Die Werke des Malers, die fernab der Wittenberger Werkstatt entstanden sind, zeugen von einem eigenständigen, markanten Stil, besitzen jedoch gleichsam eine deutliche Vertrautheit mit dem Oeuvre Cranachs. So auch unsere Darstellung des Marientodes. Sowohl die Nähe zu Cranachs Stil, als auch die Loslösung von Cranach-typischen Kopfformen, eine außerordentliche Klarheit der Formen und Farben sowie ein leuchtendes Kolorit und Changeanteffekte durch den Auftrag von Lasuren werden hier deutlich.

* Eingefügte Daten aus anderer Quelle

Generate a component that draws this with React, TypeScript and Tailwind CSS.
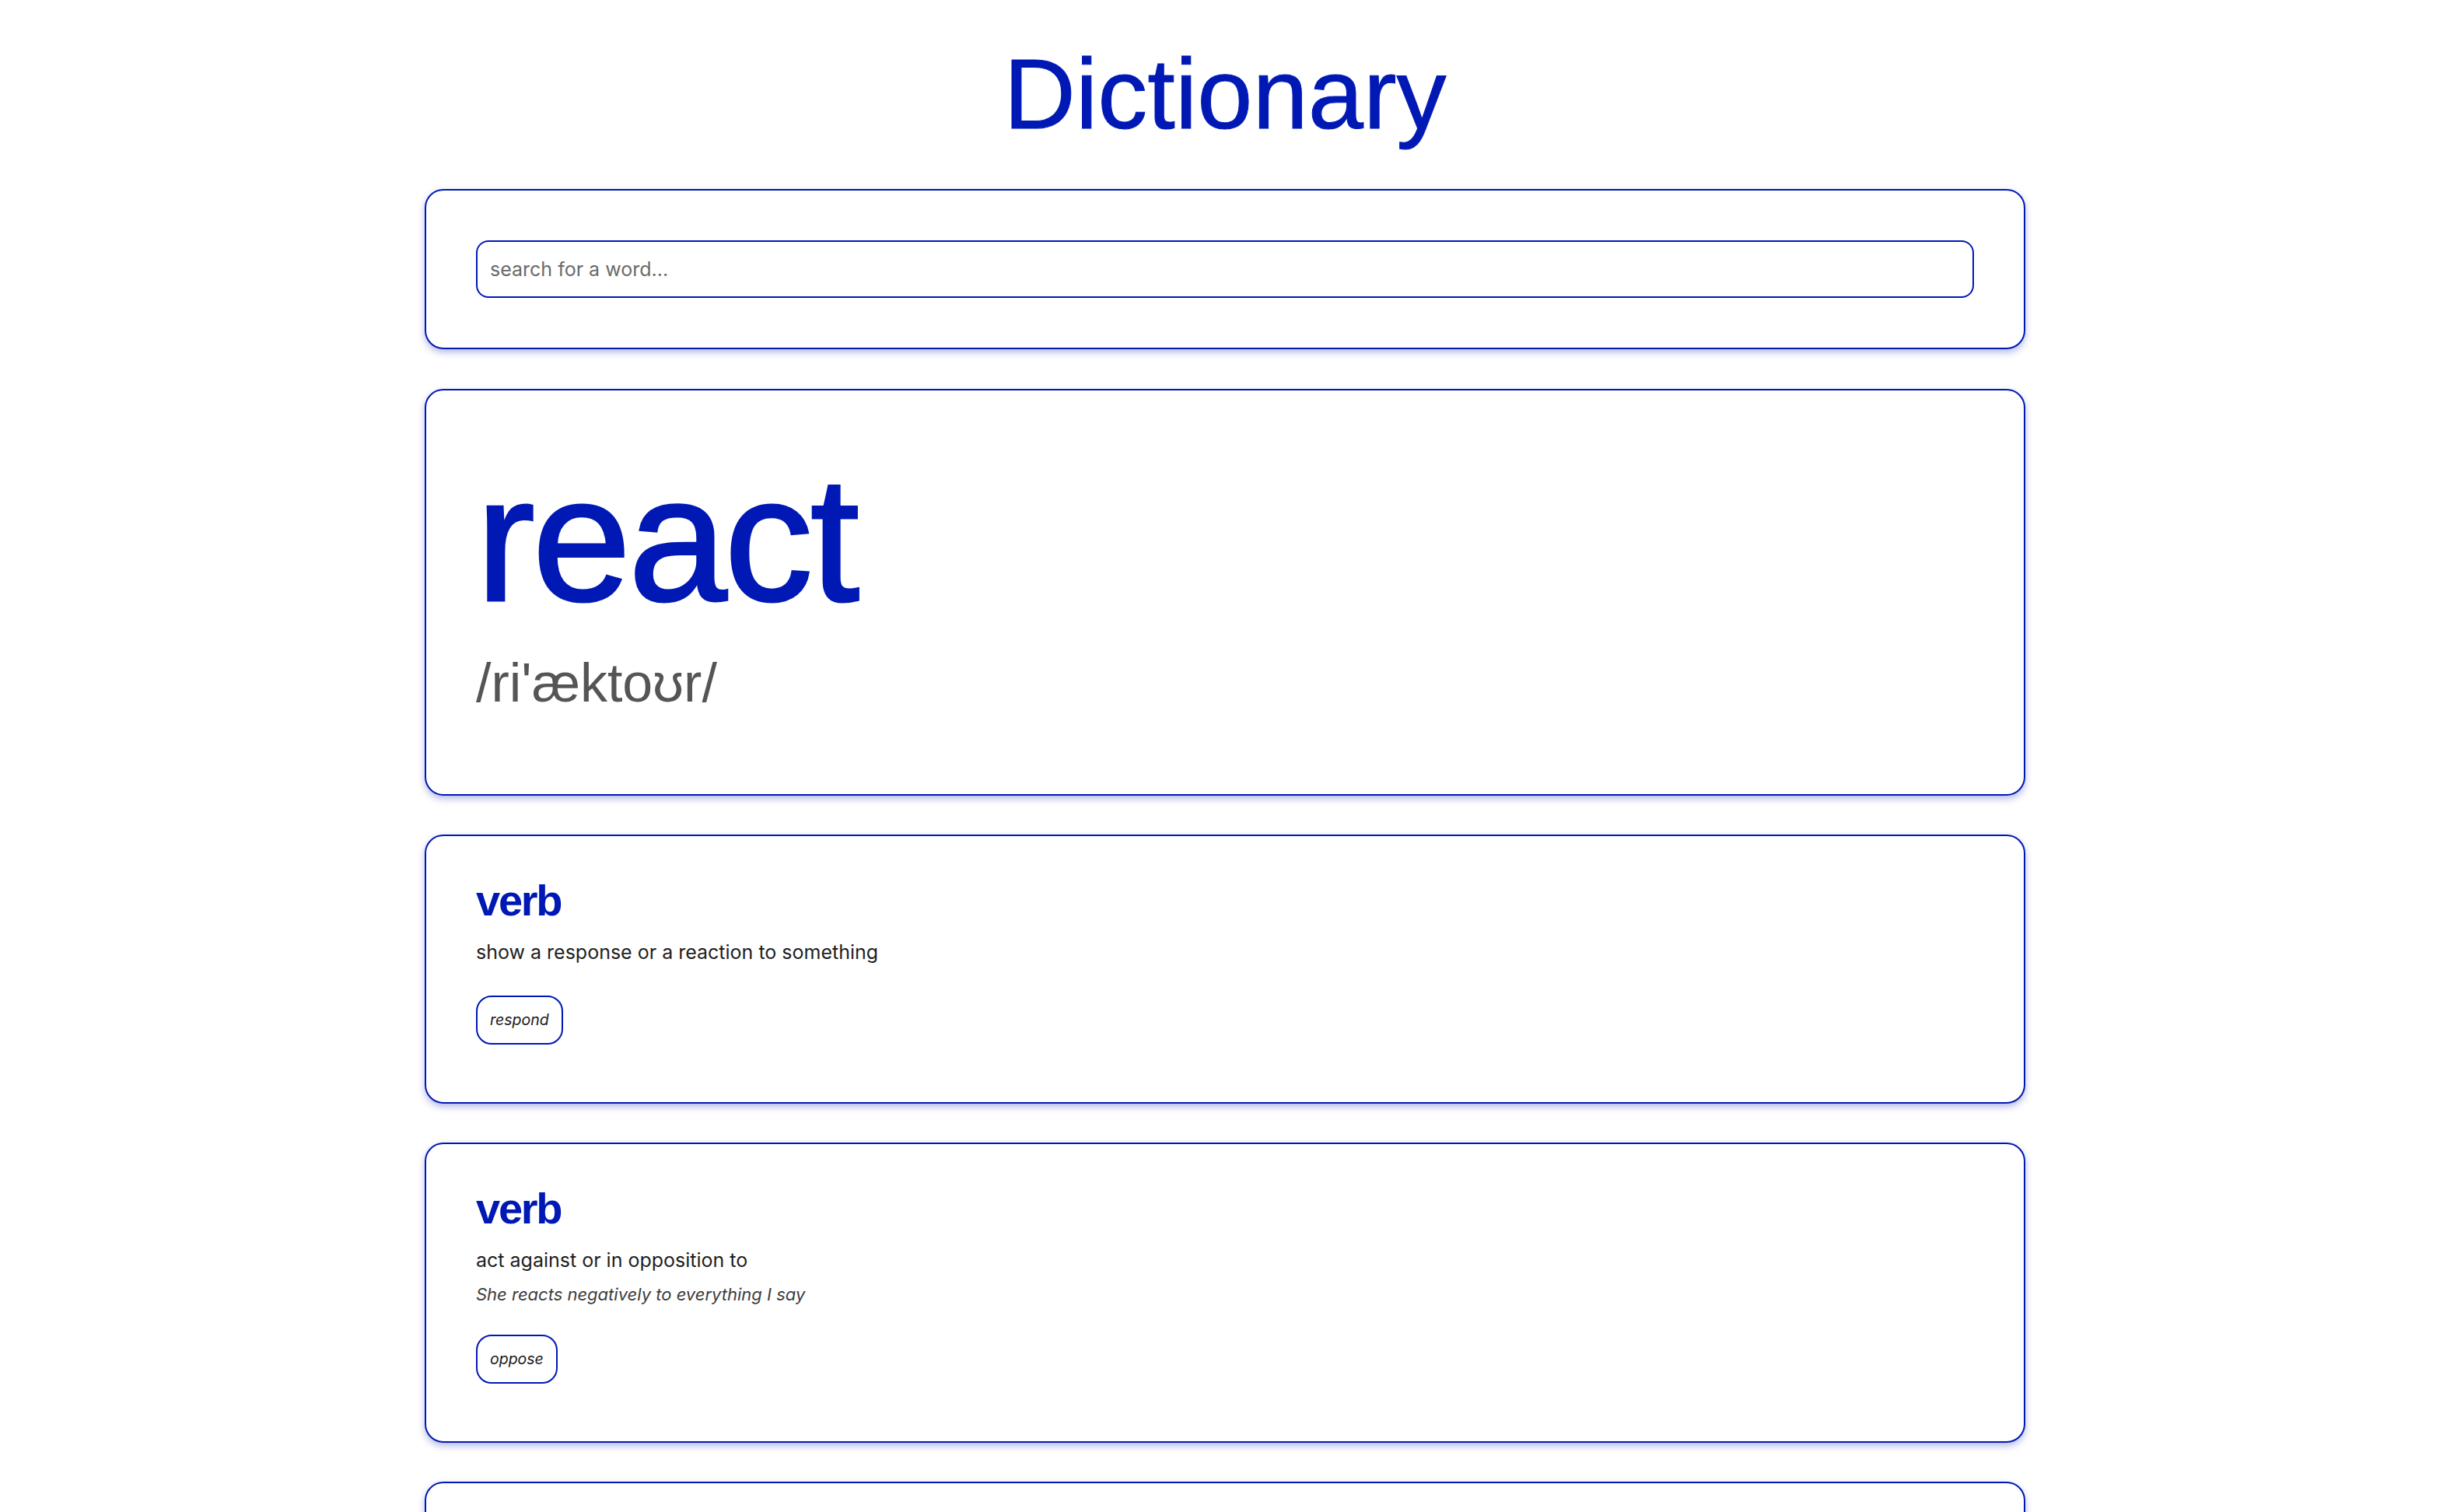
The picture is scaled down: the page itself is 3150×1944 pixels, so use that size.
import { useState } from 'react';

type Meaning = {
  partOfSpeech: string;
  definition: string;
  example?: string;
  synonyms: string[];
};

const WORD = {
  word: 'react',
  phonetic: "/ri'æktoʊr/",
  meanings: [
    { partOfSpeech: 'verb', definition: 'show a response or a reaction to something', synonyms: ['respond'] },
    {
      partOfSpeech: 'verb',
      definition: 'act against or in opposition to',
      example: 'She reacts negatively to everything I say',
      synonyms: ['oppose'],
    },
    {
      partOfSpeech: 'verb',
      definition: 'undergo a chemical reaction; react with another substance under certain conditions',
      example: 'The hydrogen and the oxygen react',
      synonyms: [],
    },
  ] as Meaning[],
};

function MeaningCard({ meaning }: { meaning: Meaning }) {
  return (
    <section className="rounded-3xl border-2 border-[#0019b4] bg-white px-16 pt-12 pb-[74px] shadow-[0_4px_10px_rgba(0,25,180,0.3)]">
      <h3 className="font-['Liberation_Sans',Arial,sans-serif] text-[56px] leading-[70px] font-bold tracking-[-0.04em] text-[#0019b4]">
        {meaning.partOfSpeech}
      </h3>
      <p className="mt-4 text-[25px] leading-[30px] text-[#1f1f1f]">{meaning.definition}</p>
      {meaning.example && (
        <p className="mt-4 text-[22px] leading-[27px] italic text-[#3d3d3d]">{meaning.example}</p>
      )}
      {meaning.synonyms.length > 0 && (
        <div className={meaning.example ? 'mt-[38px] flex gap-3' : 'mt-[41px] flex gap-3'}>
          {meaning.synonyms.map((s) => (
            <button
              key={s}
              className="flex h-[63px] items-center rounded-[20px] border-2 border-[#0019b4] bg-white px-4 text-[19.5px] italic text-[#1a1a1a]"
            >
              {s}
            </button>
          ))}
        </div>
      )}
    </section>
  );
}

export default function App() {
  const [query, setQuery] = useState('');

  return (
    <div className="min-h-screen bg-white pt-[57px] pb-24 font-['Inter',sans-serif]">
      <h1 className="mb-[58px] text-center font-['Liberation_Sans',Arial,sans-serif] text-[128px] leading-[128px] text-[#0019b4] [-webkit-text-stroke:1px_#0019b4]">
        Dictionary
      </h1>

      <div className="mx-auto flex w-[2058px] flex-col">
        {/* Search */}
        <div className="mb-[51px] rounded-3xl border-2 border-[#0019b4] bg-white p-16 shadow-[0_4px_10px_rgba(0,25,180,0.3)]">
          <input
            value={query}
            onChange={(e) => setQuery(e.target.value)}
            placeholder="search for a word..."
            className="h-[74px] w-full rounded-2xl border-2 border-[#0019b4] bg-white px-4 text-[25px] text-[#1f1f1f] outline-none placeholder:text-[#6b6b6b]"
          />
        </div>

        {/* Word */}
        <div className="mb-[50px] rounded-3xl border-2 border-[#0019b4] bg-white px-16 pt-16 pb-[103px] shadow-[0_4px_10px_rgba(0,25,180,0.3)]">
          <h2 className="font-['Liberation_Sans',Arial,sans-serif] text-[228px] leading-[254px] tracking-[-0.015em] text-[#0019b4] [-webkit-text-stroke:3px_#0019b4]">
            {WORD.word}
          </h2>
          <p className="mt-[18px] font-['Liberation_Sans','DejaVu_Sans',sans-serif] text-[70px] leading-[80px] text-[#555555]">
            {WORD.phonetic}
          </p>
        </div>

        {/* Meanings */}
        <div className="flex flex-col gap-[50px]">
          {WORD.meanings.map((m, i) => (
            <MeaningCard key={i} meaning={m} />
          ))}
        </div>
      </div>
    </div>
  );
}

Unser großformatiges Tafelbild ist eindeutig nach 1515 im Erzgebirge, wahrscheinlich sogar zwischen 1518 und 1523 entstanden, als der Pflocksche Meister bereits von der Cranach-Werkstatt losgelöst und eigenständig arbeitete.
Nach Angaben des Vorbesitzers legte erstmals Ernst Buchner am 12. Oktober 1954 ein Gutachten vor, in welchem er das Gemälde Lucas Cranach d. Ä. zuordnet und die Entstehungszeit um 1518 einschätzt. Einer der maßgeblichen Cranach-Experten, Dieter Koepplin, weist das Gemälde in seinem Aufsatz (Koepplin 1972, op. cit., S. 346) dem Meister des Pflockschen Altars zu. In einem Schreiben vom 27. März 2010 bestätigte Ingo Sandner, der zahlreiche Publikationen zu Cranach verfasste, dass es sich bei dem vorliegenden Werk um eine Arbeit vom Meister des Pflockschen Altars handelt. Auch Laura Thiepold bestätigte 2013 in ihrer Masterarbeit zum Oeuvre des Pflockschen Meisters, dass es sich bei der vorliegenden Darstellung um eines seiner Werke aus der Erzgebirgszeit, nach seiner Tätigkeit in der Cranach-Werkstatt handelt (Thiepold 2013, op. cit., S.130).

Provenienz

Julius Böhler, München, um 1900. - Auktion Lamm, New York, 21.02.1923, Lot 637. - Auktion Parke Bernet, New York, 24.10.1946, Lot 54. - Auktion Neumeister, München, 29.06.1994, Lot 407. - Sammlung Georg Schäfer, Schweinfurt. - Seitdem in norddeutscher Privatsammlung.

Literaturhinweise

Max J. Friedländer/Jabob Rosenberg: Die Gemälde von Lucas Cranach, Berlin, 1932, Nr. 93b. - Charles L. Kuhn: A catalogue of German Paintings in American Collections, Cambridge, 1936, Nr. 413. - Dieter Koepplin: Kunstchronik, XXV München, 1972, S. 346. - Max J. Friedländer/Jacob Rosenberg, Die Gemälde von Lucas Cranach, London, 1978, Nr. 106c. - Laura Thiepold: Der Epitaphaltar des Stifters Ambrosius Hermsdorff in der Kunigundenkirche zu Rochlitz, Masterarbeit, Heinrich-Heine-Universität Düsseldorf, 2013, S.1, 78, 130.